# EXERCISE:
List each line in which the string "index" appears.

※

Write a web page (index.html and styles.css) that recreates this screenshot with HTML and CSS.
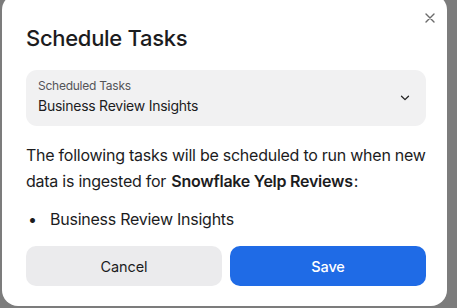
FILE: index.html
```html
<!DOCTYPE html>
<html lang="en">
<head>
    <meta charset="UTF-8">
    <title>Schedule Tasks</title>
    <link rel="stylesheet" href="styles.css">
</head>
<body>
    <div class="modal">
        <button class="close-btn" type="button" aria-label="Close">
            <svg width="10" height="10" viewBox="0 0 10 10">
                <path d="M1 1 L9 9 M9 1 L1 9" stroke="#6b6b6b" stroke-width="1.4" stroke-linecap="round"/>
            </svg>
        </button>
        <h1 class="modal-title">Schedule Tasks</h1>
        <div class="select-box">
            <div class="select-text">
                <span class="select-label">Scheduled Tasks</span>
                <span class="select-value">Business Review Insights</span>
            </div>
            <svg class="chevron" width="10" height="6" viewBox="0 0 10 6">
                <path d="M1.5 1.2 L5 4.6 L8.5 1.2" fill="none" stroke="#222" stroke-width="1.3" stroke-linecap="round" stroke-linejoin="round"/>
            </svg>
        </div>
        <p class="desc">The following tasks will be scheduled to run when new data is ingested for <strong>Snowflake Yelp Reviews</strong>:</p>
        <ul class="task-list">
            <li>Business Review Insights</li>
        </ul>
        <div class="actions">
            <button class="btn btn-cancel" type="button">Cancel</button>
            <button class="btn btn-save" type="button">Save</button>
        </div>
    </div>
</body>
</html>
```

FILE: styles.css
```css
* {
    box-sizing: border-box;
    margin: 0;
    padding: 0;
}
body {
    background: #7c7c7c;
    font-family: Inter, "Noto Sans", sans-serif;
    color: #1c1c1e;
    letter-spacing: -0.25px;
    overflow: hidden;
}
.modal {
    position: relative;
    margin: -6px 0 0 2px;
    width: 445px;
    height: 312px;
    background: #fff;
    border-radius: 16px;
    padding: 30px 21px 0 24px;
}
.close-btn {
    position: absolute;
    top: 19px;
    right: 12px;
    border: none;
    background: none;
    width: 10px;
    height: 10px;
    display: flex;
}
.modal-title {
    font-size: 22px;
    font-weight: 500;
    line-height: 28px;
    letter-spacing: -0.3px;
    margin-bottom: 18px;
}
.select-box {
    display: flex;
    align-items: center;
    justify-content: space-between;
    background: #f1f1f2;
    border-radius: 11px;
    height: 56px;
    padding: 0 16px 3px 12px;
}
.select-text {
    display: flex;
    flex-direction: column;
    gap: 2px;
}
.select-label {
    font-size: 12px;
    line-height: 16px;
    color: #545458;
}
.select-value {
    font-size: 14px;
    line-height: 20px;
    color: #1c1c1e;
}
.chevron {
    margin-top: 2px;
}
.desc {
    margin-top: 16px;
    font-size: 16px;
    line-height: 26px;
}
.desc strong {
    font-weight: 600;
    margin: 0 1px;
}
.task-list {
    margin-top: 14px;
    list-style: none;
    font-size: 16px;
    line-height: 22px;
}
.task-list li::before {
    content: "\2022";
    display: inline-block;
    width: 22px;
    padding-left: 2px;
}
.actions {
    display: flex;
    gap: 8px;
    margin-top: 16px;
}
.btn {
    flex: 1;
    height: 40px;
    border: none;
    border-radius: 10px;
    font-family: Inter, "Noto Sans", sans-serif;
    font-size: 14.5px;
    letter-spacing: -0.1px;
}
.btn-cancel {
    background: #ebebed;
    color: #1c1c1e;
    font-weight: 400;
}
.btn-save {
    background: #1f6be6;
    color: #fff;
    font-weight: 500;
}
```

※

# COMPLETED EXERCISE:
Write a web page (index.html and styles.css) that recreates this screenshot with HTML and CSS.
FILE: index.html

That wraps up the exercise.